When to adjust if the market is not responding
Even a well-researched price may need adjustment if buyer response is weak. The market gives feedback quickly. If showings are low, offers are not coming in, or buyers consistently mention price concerns, it may be time to reassess.
Waiting too long can cost you leverage. New listings get the most attention early, and that first window matters. If the home misses the market at launch, price reductions later may not fully recover lost momentum.
The key is to watch both the numbers and the pattern. Sometimes the issue is presentation or marketing exposure. But often, price is the reason buyers are hesitating. A timely adjustment can bring a listing back into consideration before it becomes overlooked.
So how do you determine what to sell your house for?

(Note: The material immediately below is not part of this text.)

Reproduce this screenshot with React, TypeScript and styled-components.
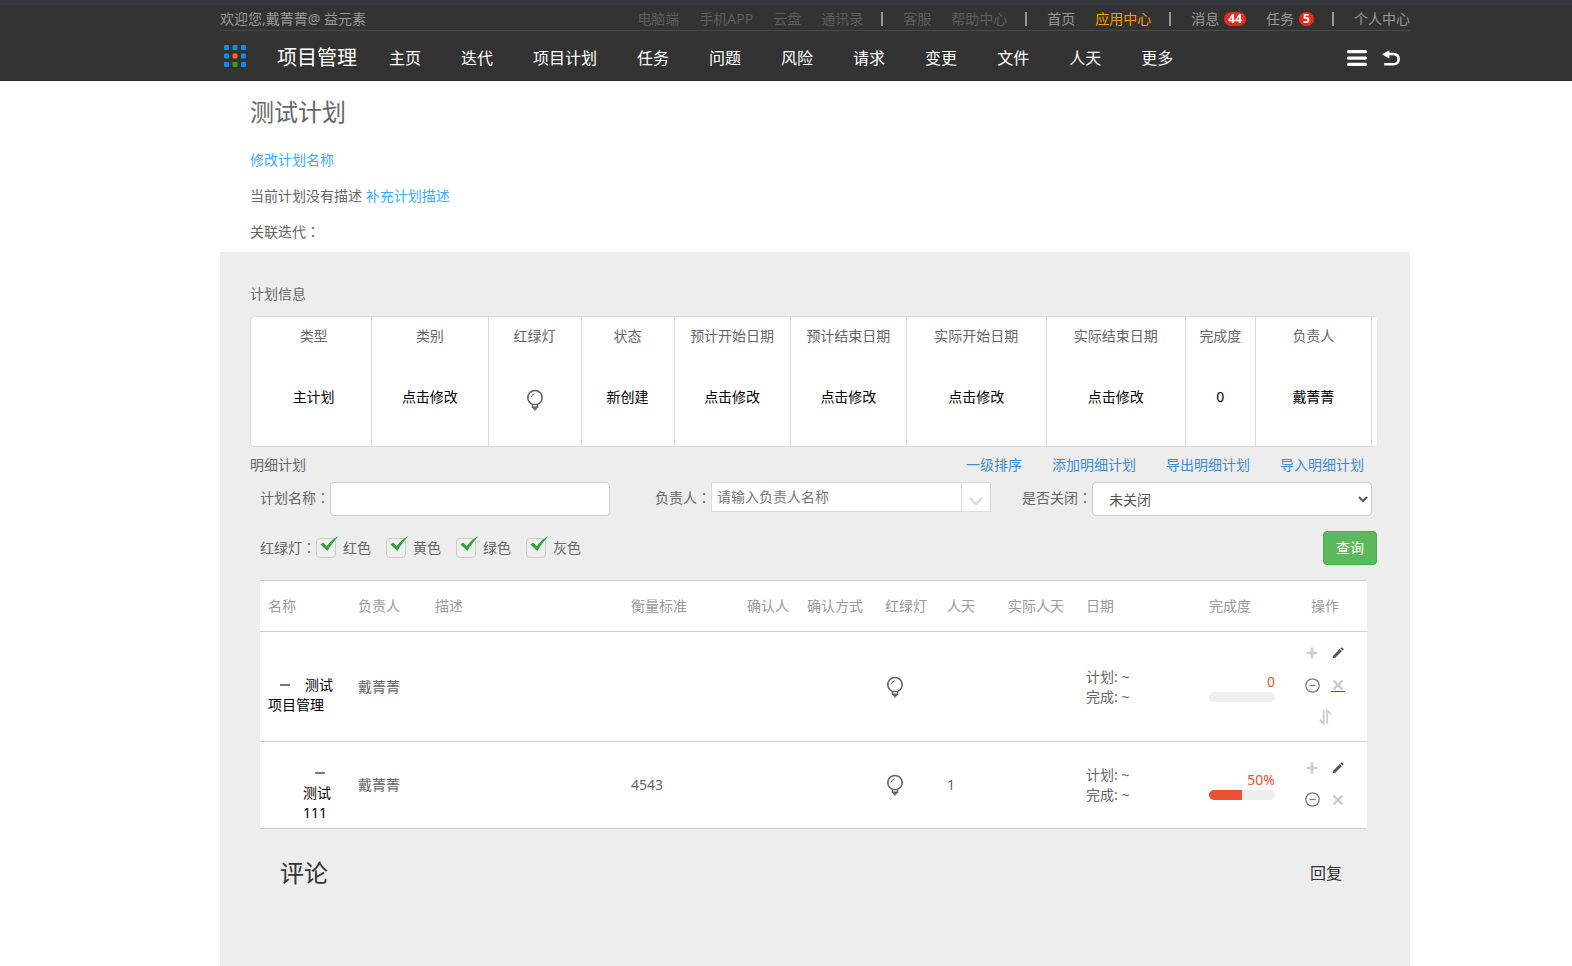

You determine it by looking at recent comparable sales, current competition, buyer demand, your home’s condition, and the specific neighborhood trends shaping your market right now. Then you pair that information with a pricing strategy that matches your goals and the realities of the moment.
The best price is not simply the highest possible number. It is the number that puts your home in the strongest position to attract serious buyers, protect your negotiating power, and move you toward your next step with confidence.
If you are preparing to sell, the smartest place to start is with a clear, local analysis rather than a guess. A good price does more than reflect value. It creates opportunity.